Upcoming SCOTUS dates
Here are the court’s upcoming dates of interest:
- April 19:
- SCOTUS will release orders
- SCOTUS hear arguments in three cases.
- April 20: SCOTUS will hear arguments in two cases.
- April 21: SCOTUS will hear arguments in two cases.
- April 23: SCOTUS will conference. A conference is a private meeting of the justices.
- April 26:
- SCOTUS will release orders.
- SCOTUS will hear arguments in three cases.
- April 27: SCOTUS will hear arguments in two cases.
- April 28: SCOTUS will hear arguments in two cases.
- April 30: SCOTUS will conference.
SCOTUS has nine active justices–eight associate justices and one chief justice. How many chief and associate justices have there been in the court’s history?
- 17 chief justices, 200 associate justices
- 17 chief justices, 103 associate justices
- 22 chief justices, 111 associate justices
- 18 chief justices, 103 associate justices
Choose an answer to find out!
Federal court action
Nominations and confirmations
President Joe Biden (D) announced no new nominees and the U.S. Senate has confirmed no new nominees since our April 12 issue.
To date, President Biden has announced his intent to nominate 10 individuals to Article III judgeships.
- Ketanji Brown Jackson, to the United States Court of Appeals for the District of Columbia Circuit
- Tiffany Cunningham, to the United States Court of Appeals for the Federal Circuit
- Candace Jackson-Akiwumi, to the United States Court of Appeals for the 7th Circuit
- Regina Rodriguez, to the United States District Court for the District of Colorado
- Florence Pan, to the United States District Court for the District of Columbia
- Deborah Boardman, to the United States District Court for the District of Maryland
- Lydia Kay Griggsby, to the United States District Court for the District of Maryland
- Julien Xavier Neals, to the United States District Court for the District of New Jersey
- Zahid Quraishi, to the United States District Court for the District of New Jersey
- Margaret Strickland, to the United States District Court for the District of New Mexico
The official nominations of these judges have not been submitted to the U.S. Senate as of this writing.
In comparison to previous presidential administrations, Presidents Donald Trump (R) and George H.W. Bush (R) made their first successful Article III judicial appointments by June 1 of the first year of their presidencies. Presidents George W. Bush (R) and Ronald Reagan (R) made their first appointments by August 1, and Presidents Barack Obama (D) and Bill Clinton (D) made their first Article III judicial appointments by October 1 of their first years in office. These figures do not include appointments to the U.S. Supreme Court.
The federal judiciary currently has 77 vacancies, 73 of which are for lifetime Article III judgeships. As of this writing, there were 10 pending Article III nominations.
For more information on judicial vacancies during Biden’s term, click here.
Do you love judicial nomination, confirmation, and vacancy information?
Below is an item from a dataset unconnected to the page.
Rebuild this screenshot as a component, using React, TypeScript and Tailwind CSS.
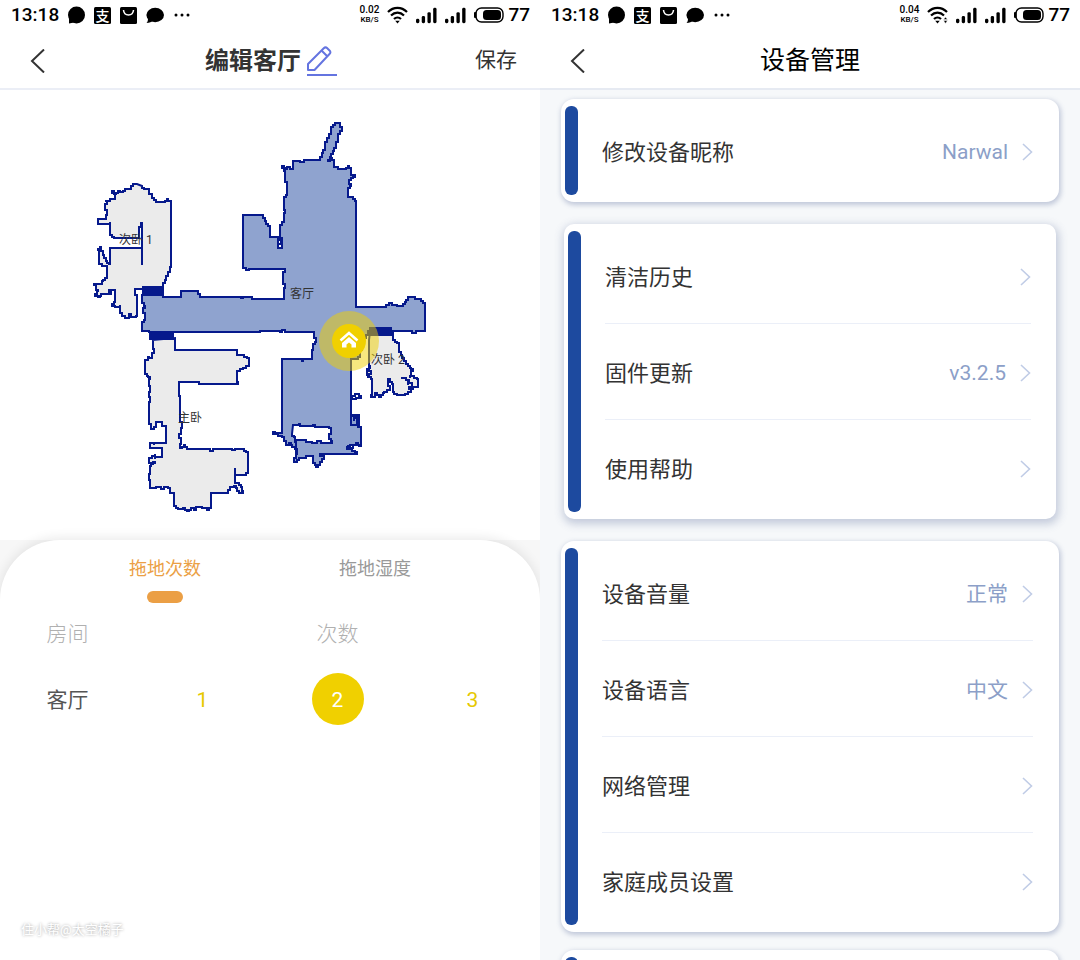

We figured you might. Our monthly Federal Vacancy Count, published at the start of each month, monitors all the faces and places moving in, moving out, and moving on in the federal judiciary. Click here for our most current count.
Need a daily fix of judicial nomination, confirmation, and vacancy information? Click here for continuing updates on the status of all federal judicial nominees.
Or, keep an eye on our list for updates on federal judicial nominations.
Spotlight: Presidential nominations to federal courts
It’s time to feather our hair and put on our boogie shoes because we’ve crossed into the 1970s! Before you tune into Weekend Update with Jane Curtin or put on Star Wars (The Empire Strikes Back, of course), let’s take a look at President Jimmy Carter’s (D) judicial nominees.
During his term in office, President Carter made 262 successful judicial appointments where the nominee was confirmed to their relevant court. Of those appointments, 259 were Article III judges. Carter made no nominations to the Supreme Court.
Of his Article III appointees Carter appointed 56 judges to the United States Courts of Appeal and 203 judges to U.S. district courts.
President Carter made the most judicial appointments relative to his tenure in the White House. He averaged 65.5 judicial appointments per year during his one term in office.